DIRECTIVE - Below is a listing; write it out exactly and drop any images from it.

DATA SEGMENT -
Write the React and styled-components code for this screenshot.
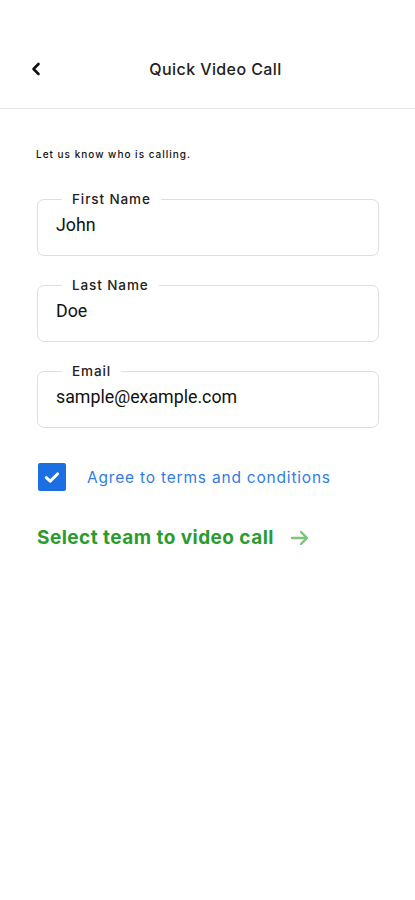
import React from "react";
import styled, { createGlobalStyle } from "styled-components";

const Global = createGlobalStyle`
  html, body { margin: 0; padding: 0; background: #fff; }
  body { font-family: Inter, "Open Sans", sans-serif; color: #111; }
  * { box-sizing: border-box; }
`;

const Page = styled.div`
  width: 415px;
  min-height: 900px;
  background: #fff;
`;

const Header = styled.header`
  height: 109px;
  padding-top: 50px;
  border-bottom: 1.5px solid #e6e6e6;
  display: grid;
  grid-template-columns: 70px 1fr 54px;
  align-items: start;
`;

const BackButton = styled.button`
  border: 0;
  background: none;
  padding: 0;
  margin-left: 28px;
  width: 16px;
  height: 38px;
  display: flex;
  align-items: center;
  justify-content: center;
  cursor: pointer;
`;

const Title = styled.h1`
  margin: 0;
  text-align: center;
  font-size: 16px;
  font-weight: 500;
  letter-spacing: 0.4px;
  line-height: 38px;
  color: #222;
`;

const Content = styled.main`
  padding: 38px 36px 0 37px;
  display: flex;
  flex-direction: column;
`;

const Intro = styled.p`
  margin: 0 0 30px -1px;
  font-size: 10px;
  font-weight: 500;
  line-height: 14px;
  letter-spacing: 1px;
  color: #111;
`;

const Fields = styled.div`
  display: flex;
  flex-direction: column;
  gap: 21px;
`;

const Field = styled.fieldset`
  margin: 0;
  padding: 0 18px 19px;
  border: 1.5px solid #dedede;
  border-radius: 7px;
  min-width: 0;
`;

const Legend = styled.legend`
  margin-left: 6px;
  padding: 0 10px;
  font-size: 13.5px;
  font-weight: 500;
  line-height: 16px;
  letter-spacing: 0.9px;
  color: #222;
`;

const Value = styled.div`
  margin-top: 7px;
  font-family: Roboto, "Liberation Sans", sans-serif;
  font-size: 17.8px;
  line-height: 22px;
  color: #111;
`;

const CheckRow = styled.label`
  margin-top: 35px;
  display: flex;
  align-items: center;
  gap: 21px;
`;

const Box = styled.span`
  width: 28px;
  height: 28px;
  border-radius: 2px;
  background: #1c6fe2;
  display: flex;
  align-items: center;
  justify-content: center;
  margin-left: 1px;
`;

const CheckText = styled.span`
  font-size: 15.5px;
  font-weight: 400;
  letter-spacing: 0.8px;
  color: #2f7de3;
`;

const SelectLink = styled.a`
  margin-top: 35px;
  display: flex;
  align-items: center;
  gap: 16px;
  font-size: 19px;
  font-weight: 700;
  letter-spacing: 0.45px;
  color: #2a9b2f;
  text-decoration: none;
`;

export default function App() {
  return (
    <Page>
      <Global />
      <Header>
        <BackButton aria-label="Back">
          <svg width="12" height="14" viewBox="0 0 12 14">
            <path d="M8.5 2 L3.5 7 L8.5 12" fill="none" stroke="#111" strokeWidth="2.6" strokeLinecap="round" strokeLinejoin="round" />
          </svg>
        </BackButton>
        <Title>Quick Video Call</Title>
        <span />
      </Header>
      <Content>
        <Intro>Let us know who is calling.</Intro>
        <Fields>
          <Field>
            <Legend>First Name</Legend>
            <Value>John</Value>
          </Field>
          <Field>
            <Legend>Last Name</Legend>
            <Value>Doe</Value>
          </Field>
          <Field>
            <Legend>Email</Legend>
            <Value>sample@example.com</Value>
          </Field>
        </Fields>
        <CheckRow>
          <Box>
            <svg width="16" height="13" viewBox="0 0 16 13">
              <path d="M2.3 6.6 L6.2 10.2 L13.7 2.8" fill="none" stroke="#fff" strokeWidth="3" strokeLinecap="round" strokeLinejoin="round" />
            </svg>
          </Box>
          <CheckText>Agree to terms and conditions</CheckText>
        </CheckRow>
        <SelectLink href="#">
          Select team to video call
          <svg width="20" height="16" viewBox="0 0 20 16">
            <path d="M2 8 H17 M11 2 L17 8 L11 14" fill="none" stroke="#7cc47f" strokeWidth="2.4" strokeLinecap="round" strokeLinejoin="round" />
          </svg>
        </SelectLink>
      </Content>
    </Page>
  );
}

EXERCISE OUTPUT -
Write the React and styled-components code for this screenshot.
import React from "react";
import styled, { createGlobalStyle } from "styled-components";

const Global = createGlobalStyle`
  html, body { margin: 0; padding: 0; background: #fff; }
  body { font-family: Inter, "Open Sans", sans-serif; color: #111; }
  * { box-sizing: border-box; }
`;

const Page = styled.div`
  width: 415px;
  min-height: 900px;
  background: #fff;
`;

const Header = styled.header`
  height: 109px;
  padding-top: 50px;
  border-bottom: 1.5px solid #e6e6e6;
  display: grid;
  grid-template-columns: 70px 1fr 54px;
  align-items: start;
`;

const BackButton = styled.button`
  border: 0;
  background: none;
  padding: 0;
  margin-left: 28px;
  width: 16px;
  height: 38px;
  display: flex;
  align-items: center;
  justify-content: center;
  cursor: pointer;
`;

const Title = styled.h1`
  margin: 0;
  text-align: center;
  font-size: 16px;
  font-weight: 500;
  letter-spacing: 0.4px;
  line-height: 38px;
  color: #222;
`;

const Content = styled.main`
  padding: 38px 36px 0 37px;
  display: flex;
  flex-direction: column;
`;

const Intro = styled.p`
  margin: 0 0 30px -1px;
  font-size: 10px;
  font-weight: 500;
  line-height: 14px;
  letter-spacing: 1px;
  color: #111;
`;

const Fields = styled.div`
  display: flex;
  flex-direction: column;
  gap: 21px;
`;

const Field = styled.fieldset`
  margin: 0;
  padding: 0 18px 19px;
  border: 1.5px solid #dedede;
  border-radius: 7px;
  min-width: 0;
`;

const Legend = styled.legend`
  margin-left: 6px;
  padding: 0 10px;
  font-size: 13.5px;
  font-weight: 500;
  line-height: 16px;
  letter-spacing: 0.9px;
  color: #222;
`;

const Value = styled.div`
  margin-top: 7px;
  font-family: Roboto, "Liberation Sans", sans-serif;
  font-size: 17.8px;
  line-height: 22px;
  color: #111;
`;

const CheckRow = styled.label`
  margin-top: 35px;
  display: flex;
  align-items: center;
  gap: 21px;
`;

const Box = styled.span`
  width: 28px;
  height: 28px;
  border-radius: 2px;
  background: #1c6fe2;
  display: flex;
  align-items: center;
  justify-content: center;
  margin-left: 1px;
`;

const CheckText = styled.span`
  font-size: 15.5px;
  font-weight: 400;
  letter-spacing: 0.8px;
  color: #2f7de3;
`;

const SelectLink = styled.a`
  margin-top: 35px;
  display: flex;
  align-items: center;
  gap: 16px;
  font-size: 19px;
  font-weight: 700;
  letter-spacing: 0.45px;
  color: #2a9b2f;
  text-decoration: none;
`;

export default function App() {
  return (
    <Page>
      <Global />
      <Header>
        <BackButton aria-label="Back">
          <svg width="12" height="14" viewBox="0 0 12 14">
            <path d="M8.5 2 L3.5 7 L8.5 12" fill="none" stroke="#111" strokeWidth="2.6" strokeLinecap="round" strokeLinejoin="round" />
          </svg>
        </BackButton>
        <Title>Quick Video Call</Title>
        <span />
      </Header>
      <Content>
        <Intro>Let us know who is calling.</Intro>
        <Fields>
          <Field>
            <Legend>First Name</Legend>
            <Value>John</Value>
          </Field>
          <Field>
            <Legend>Last Name</Legend>
            <Value>Doe</Value>
          </Field>
          <Field>
            <Legend>Email</Legend>
            <Value>sample@example.com</Value>
          </Field>
        </Fields>
        <CheckRow>
          <Box>
            <svg width="16" height="13" viewBox="0 0 16 13">
              <path d="M2.3 6.6 L6.2 10.2 L13.7 2.8" fill="none" stroke="#fff" strokeWidth="3" strokeLinecap="round" strokeLinejoin="round" />
            </svg>
          </Box>
          <CheckText>Agree to terms and conditions</CheckText>
        </CheckRow>
        <SelectLink href="#">
          Select team to video call
          <svg width="20" height="16" viewBox="0 0 20 16">
            <path d="M2 8 H17 M11 2 L17 8 L11 14" fill="none" stroke="#7cc47f" strokeWidth="2.4" strokeLinecap="round" strokeLinejoin="round" />
          </svg>
        </SelectLink>
      </Content>
    </Page>
  );
}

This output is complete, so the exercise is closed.